Intervención de tipo oráculo: Como un lejano
descendiente de la mítica Sibila de Cumas, el estudiante posmoderno,
progresista y antiimperialista emplea el lenguaje para ocultar su pensamiento o
su penosa ausencia. El secreto radica en evitar las precisiones y exactitudes
que puedan, a posteriori, facilitar el desmantelamiento del andamiaje discursivo
o de la quincallería ideológica. La meta es hablar como escribe el sociólogo
Rigoberto Lanz. Es difícil, pero con empeño puede lograrse. Ejemplo: «Profesor,
a mi juicio no se trata de “salvar” la Modernidad (como quisieran los
habermasianos) sino de hacer aflorar un nuevo humus civilizatorio que
instaure las condiciones para otro modo de vivir. Ello no se decreta. Se trata
más bien de hacer los enlaces entre una voluntad emancipatoria que lucha a
diario contra las miserias del poder y el horizonte utópico de una
“sociedad-mundo” (Edgar Morin) que le ha torcido el cuello a la globalización
depredadora. Post Data: Cambiemos el sistema, no el clima. Otrosí: Necesario es
vencer».
Intervención de tipo Miss: Interrogado a
quemarropa por el profesor, el alumno sólo atina a imitar los modos y maneras
propios de la miss cuando se halla en trance de superar la temible ronda de las
preguntas de personalidad: luego de sonreír y saludar efusivamente al público, lanza
al interlocutor el argumento aprendido en las sesiones de oratoria; frases
hechas que se nutren de dos ríos bastante caudalosos, en cuanto a máximas y
moralejas se refiere, la gerencia y la literatura de autoayuda: «Profesor, lo
único constante es el cambio»; «Profesor, cada crisis esconde una oportunidad»;
«Profesor, hay que romper paradigmas»; «Profesor, hay que ser parte de la
solución y no del problema»; «Profesor, el recurso humano es el recurso más importante»,
«Profesor, hay que salirse de la caja» (agregado nuestro: sobre todo cuando es mortuoria)…
Intervención de tipo 2.0: A pesar de estar
sentado en un salón de clases, el interactivo internauta apresado en el cuerpo
del alumno tradicional se rehúsa a abandonar la sesión de Facebook. Por eso,
una vez que escucha la participación de uno de sus compañeros, levanta la mano
para comunicarle al profesor las notificaciones propias de las redes sociales:
«Profesor, me gusta»; «Profesor, no me gusta»; «Profesor, le envío un toque».
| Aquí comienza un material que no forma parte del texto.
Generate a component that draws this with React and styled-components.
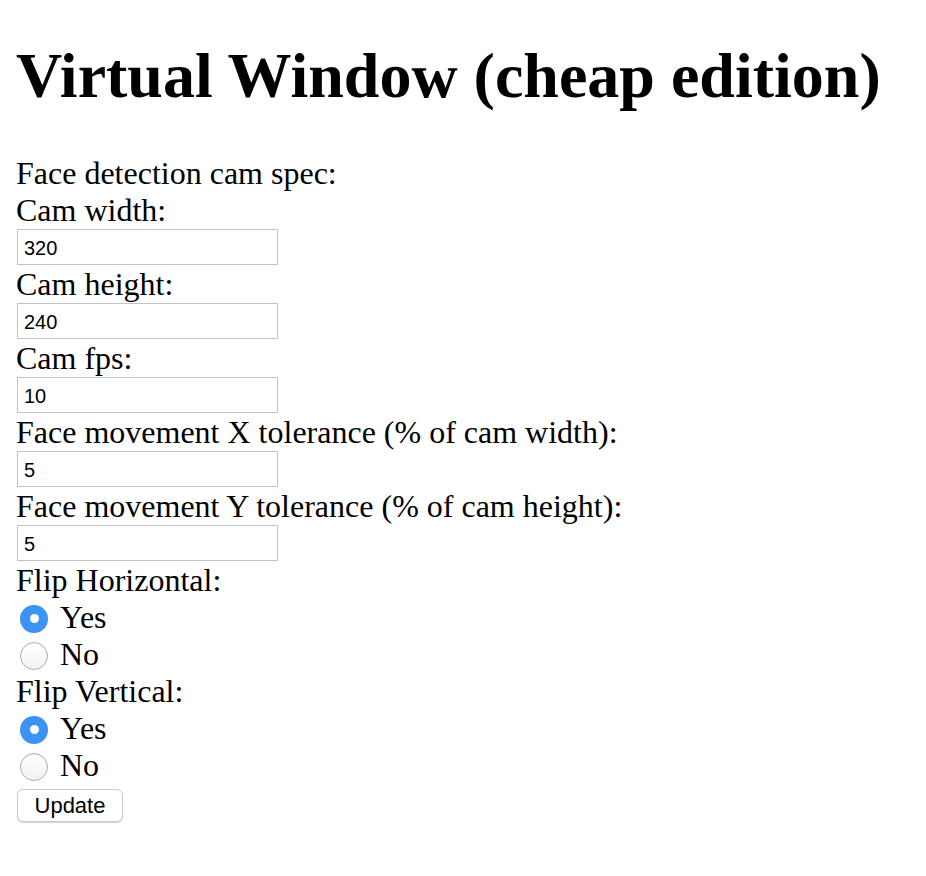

También puede darse el caso de que la persona prescinda del lenguaje hablado y
se limite a imitar con su rostro la expresividad de un emoticón: carita feliz, carita triste, carita pícara.
Intervención de tipo seminario: Una desconcertante y
terrible modalidad de intervención que se inicia como una pregunta en
apariencia breve pero que, con el transcurrir de los minutos (y a veces horas,
si el profesor no interrumpe al hablante), se termina revelando como una
indigesta ponencia pronunciada fuera del taller o del conversatorio.
Intervención de tipo Nostradamus: Dícese de aquella
participación que adelanta el contenido de la próxima lámina de Power Point. Es
muy valorada entre las personas que se inician en el mundo de la docencia.
Intervención de tipo metafísica: Los sujetos dados a
perpetrar este tipo de intervenciones laudatorias se afanan en compartir con su
audiencia testimonios lacrimosos dignos de la serie religiosa Pare de sufrir. Con el rostro demudado y
el tono exaltado, casi gritan: «Profesor, esta clase cambió mi vida»;
«Profesor, usted hizo añicos mi zona de confort»; «Profesor, esta materia me
obliga a replantearme mis prioridades»…
Intervención de tipo talk show:
El alumno confunde el salón de clases con el estudio televisivo de Laura en América y se anima a contar los
relatos más escabrosos de su anecdotario autobiográfico, con especial énfasis
en los episodios relacionados con familias disfuncionales, empresas en crisis y
coitos malogrados. Acaso lo más triste del asunto es comprobar como el alumno,
en el fondo de su corazón, abriga la esperanza de que sus confidencias sean
tenidas por intervenciones.
Intervención de tipo Profesor Longaniza: Participaciones
involuntarias en medio de la clase, que consisten frecuentemente en comentarios
imprudentes que se hacen audibles para todo el salón debido a un repentino
silencio. Por lo general, concluyen con unas disculpas: «Profesor, perdone, se
me chispoteó».
Intervención de tipo Harlem Shake: Disparate inconcebible que despierta inmediatamente la
locura colectiva: «Profesor, si me matan y yo me muero…». Con los terroristas…
Intervención de tipo “Llévatelo viento de
agua”: «Profesor,
en Venezuela todavía habemos personas inteligentes…».